What about that 100% efficiency? Well, turns out human muscle efficiency is mostly about 20%.

Or...

Efficiency The efficiency of human muscle has been measured (in the context of rowing and cycling) at 18% to 26%. The efficiency is defined as the ratio of mechanical work output to the total metabolic cost, as can be calculated from oxygen consumption. This low efficiency is the result of about 40% efficiency of generating ATP from food energy, losses in converting energy from ATP into mechanical work inside the muscle, and mechanical losses inside the body. The latter two losses are dependent on the type of exercise and the type of muscle fibers being used (fast-twitch or slow-twitch). For an overall efficiency of 20 percent, one watt of mechanical power is equivalent to 4.3 kcal per hour. For example, one manufacturer of rowing equipment calibrates its rowing ergometer to count burned calories as equal to four times the actual mechanical work, plus 300 kcal per hour,[18] this amounts to about 20 percent efficiency at 250 watts of mechanical output. The mechanical energy output of a cyclic contraction can depend upon many factors, including activation timing, muscle strain trajectory, and rates of force rise & decay. These can be synthesized experimentally using work loop analysis.
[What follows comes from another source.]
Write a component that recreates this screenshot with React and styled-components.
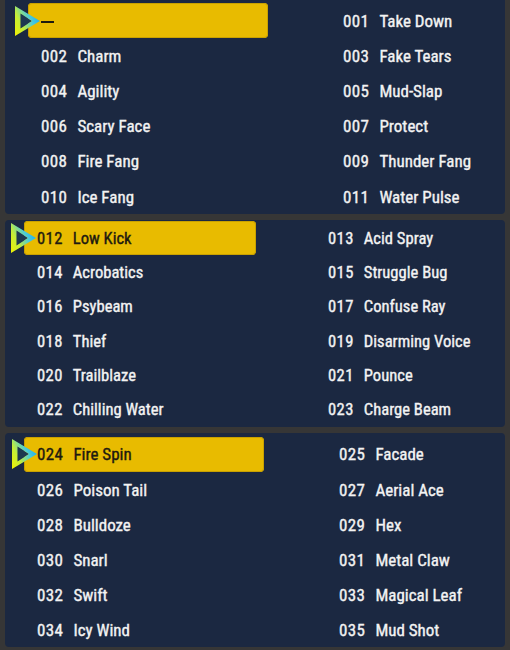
import React from "react";
import styled, { createGlobalStyle } from "styled-components";

const GlobalStyle = createGlobalStyle`
  html, body { margin: 0; padding: 0; background: #363636; overflow: hidden; }
  body { font-family: Roboto, "Open Sans", sans-serif; font-stretch: condensed; }
`;

const Page = styled.div`
  display: flex;
  flex-direction: column;
  gap: 6px;
  padding: 0 5px 2px 5px;
  width: 510px;
  box-sizing: border-box;
`;

const Panel = styled.section`
  background: #1b2841;
  border-radius: ${(p) => (p.$first ? "0 0 4px 4px" : "4px")};
  display: grid;
  grid-template-columns: ${(p) => p.$col}px minmax(0, 1fr);
  grid-auto-rows: ${(p) => p.$row}px;
  column-gap: ${(p) => p.$gap}px;
  padding: ${(p) => p.$top}px 0 0 ${(p) => p.$left}px;
  overflow: hidden;
`;

const Cell = styled.div`
  position: relative;
  display: flex;
  align-items: center;
  gap: 10px;
  padding-left: 13px;
  box-sizing: border-box;
  border-radius: 4px;
  font-size: ${(p) => p.$size}px;
  font-weight: 400;
  white-space: nowrap;
  color: ${(p) => (p.$active ? "#1d1a10" : "#f3f3f3")};
  background: ${(p) => (p.$active ? "#e8bb00" : "transparent")};
  box-shadow: ${(p) => (p.$active ? "inset 0 0 0 1px #c9a100" : "none")};
  -webkit-text-stroke: 0.35px currentColor;
`;

const Num = styled.span`
  letter-spacing: 0.4px;
`;

const Name = styled.span``;

const Dash = styled.span`
  display: inline-block;
  width: 13px;
  height: 2px;
  margin-top: 2px;
  background: #1d1a10;
  color: transparent;
  font-size: 1px;
  overflow: hidden;
`;

const Cursor = styled.svg`
  position: absolute;
  left: ${(p) => p.$x}px;
  top: 50%;
  transform: translateY(-50%);
  width: 25px;
  height: 30px;
`;

function Arrow({ id, x }) {
  return (
    <Cursor $x={x} viewBox="0 0 25 30">
      <defs>
        <linearGradient id={id} x1="0" y1="1" x2="1" y2="0.4">
          <stop offset="0" stopColor="#f2f000" />
          <stop offset="0.35" stopColor="#c4ee38" />
          <stop offset="0.7" stopColor="#4ccbd8" />
          <stop offset="1" stopColor="#1aaef6" />
        </linearGradient>
      </defs>
      <path d="M5.5 7.5 L17 15 L5.5 22.5 Z" fill="#1d3850" />
      <path
        d="M0 0 L25 15 L0 30 Z M5.5 7.5 L5.5 22.5 L17 15 Z"
        fill={`url(#${id})`}
        fillRule="evenodd"
      />
    </Cursor>
  );
}

const panels = [
  {
    first: true,
    col: 240,
    gap: 62,
    left: 23,
    top: 3,
    row: 35.2,
    size: 17,
    arrowX: -13,
    items: [
      ["", "—"],
      ["001", "Take Down"],
      ["002", "Charm"],
      ["003", "Fake Tears"],
      ["004", "Agility"],
      ["005", "Mud-Slap"],
      ["006", "Scary Face"],
      ["007", "Protect"],
      ["008", "Fire Fang"],
      ["009", "Thunder Fang"],
      ["010", "Ice Fang"],
      ["011", "Water Pulse"],
    ],
  },
  {
    col: 232,
    gap: 59,
    left: 19,
    top: 1,
    row: 34.3,
    size: 16.6,
    arrowX: -13,
    items: [
      ["012", "Low Kick"],
      ["013", "Acid Spray"],
      ["014", "Acrobatics"],
      ["015", "Struggle Bug"],
      ["016", "Psybeam"],
      ["017", "Confuse Ray"],
      ["018", "Thief"],
      ["019", "Disarming Voice"],
      ["020", "Trailblaze"],
      ["021", "Pounce"],
      ["022", "Chilling Water"],
      ["023", "Charge Beam"],
    ],
  },
  {
    col: 240,
    gap: 62,
    left: 19,
    top: 4,
    row: 35.1,
    size: 17,
    arrowX: -12,
    items: [
      ["024", "Fire Spin"],
      ["025", "Facade"],
      ["026", "Poison Tail"],
      ["027", "Aerial Ace"],
      ["028", "Bulldoze"],
      ["029", "Hex"],
      ["030", "Snarl"],
      ["031", "Metal Claw"],
      ["032", "Swift"],
      ["033", "Magical Leaf"],
      ["034", "Icy Wind"],
      ["035", "Mud Shot"],
    ],
  },
];

export default function App() {
  return (
    <>
      <GlobalStyle />
      <Page>
        {panels.map((p, pi) => (
          <Panel
            key={pi}
            $first={p.first}
            $col={p.col}
            $gap={p.gap}
            $left={p.left}
            $top={p.top}
            $row={p.row}
          >
            {p.items.map(([num, name], i) => (
              <Cell key={i} $active={i === 0} $size={p.size}>
                {i === 0 && <Arrow id={`grad${pi}`} x={p.arrowX} />}
                {num && <Num>{num}</Num>}
                {num ? <Name>{name}</Name> : <Dash>{name}</Dash>}
              </Cell>
            ))}
          </Panel>
        ))}
      </Page>
    </>
  );
}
So, you could roughly estimate that 150 (K)cal of useful work requires 750 K (cal) of energy input.

Or, going back to the original question, if you weighed 66kg you might be expected to burn on the order of 75 extra calories per 100 m elevation change going up. With, and I admit this is speculation, a relatively limited effect from going back down rather than stopping at the top.
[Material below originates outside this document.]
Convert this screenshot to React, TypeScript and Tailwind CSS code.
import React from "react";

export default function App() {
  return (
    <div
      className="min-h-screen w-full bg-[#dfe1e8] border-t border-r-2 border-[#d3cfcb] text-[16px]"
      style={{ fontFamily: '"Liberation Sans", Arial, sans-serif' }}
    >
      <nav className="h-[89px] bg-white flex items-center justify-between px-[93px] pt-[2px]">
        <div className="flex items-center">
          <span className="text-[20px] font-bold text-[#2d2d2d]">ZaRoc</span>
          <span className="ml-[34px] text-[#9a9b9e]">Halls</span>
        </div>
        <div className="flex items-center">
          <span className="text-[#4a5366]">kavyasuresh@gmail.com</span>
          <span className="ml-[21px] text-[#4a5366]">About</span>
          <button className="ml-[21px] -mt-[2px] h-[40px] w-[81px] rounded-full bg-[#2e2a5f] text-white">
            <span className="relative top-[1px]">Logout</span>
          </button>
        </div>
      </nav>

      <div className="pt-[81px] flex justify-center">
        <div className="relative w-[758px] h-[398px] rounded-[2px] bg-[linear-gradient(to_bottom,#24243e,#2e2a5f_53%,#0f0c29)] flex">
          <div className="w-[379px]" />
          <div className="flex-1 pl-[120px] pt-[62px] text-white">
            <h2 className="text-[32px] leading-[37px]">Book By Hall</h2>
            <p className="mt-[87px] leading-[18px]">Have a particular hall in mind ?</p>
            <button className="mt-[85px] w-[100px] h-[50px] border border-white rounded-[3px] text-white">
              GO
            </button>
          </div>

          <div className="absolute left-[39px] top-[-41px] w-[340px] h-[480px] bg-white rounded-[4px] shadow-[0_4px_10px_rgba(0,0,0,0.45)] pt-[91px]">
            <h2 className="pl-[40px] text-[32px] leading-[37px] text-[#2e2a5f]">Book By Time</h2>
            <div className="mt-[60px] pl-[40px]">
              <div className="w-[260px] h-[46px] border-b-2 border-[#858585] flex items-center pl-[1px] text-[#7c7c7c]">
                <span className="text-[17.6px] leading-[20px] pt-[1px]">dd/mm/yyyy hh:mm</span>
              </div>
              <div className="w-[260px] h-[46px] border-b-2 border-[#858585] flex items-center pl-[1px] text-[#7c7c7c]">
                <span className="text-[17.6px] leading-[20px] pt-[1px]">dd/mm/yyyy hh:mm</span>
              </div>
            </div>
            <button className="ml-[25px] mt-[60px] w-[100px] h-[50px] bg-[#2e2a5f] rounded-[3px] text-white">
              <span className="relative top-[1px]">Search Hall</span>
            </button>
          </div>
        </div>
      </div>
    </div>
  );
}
Compare this now to the A vs D answer by Ben. 1130 for 20k no elevation, 1876 for 20k with a 1000m elevation gain. 1876 - 1130 => 746 k cal.

Considering how proportionally significant the sheer physics component of moving mass up in these calculations are, I rather doubt any findings reporting near 0 effect in calorie expenditure from 0 net elevation gain circuits.

That would require using exclusively stored energy to go back down and that makes intuitively very little sense in the context of muscle-driven effort. Unlike say pumping water up into a dam like is sometimes considered for renewables energy storage.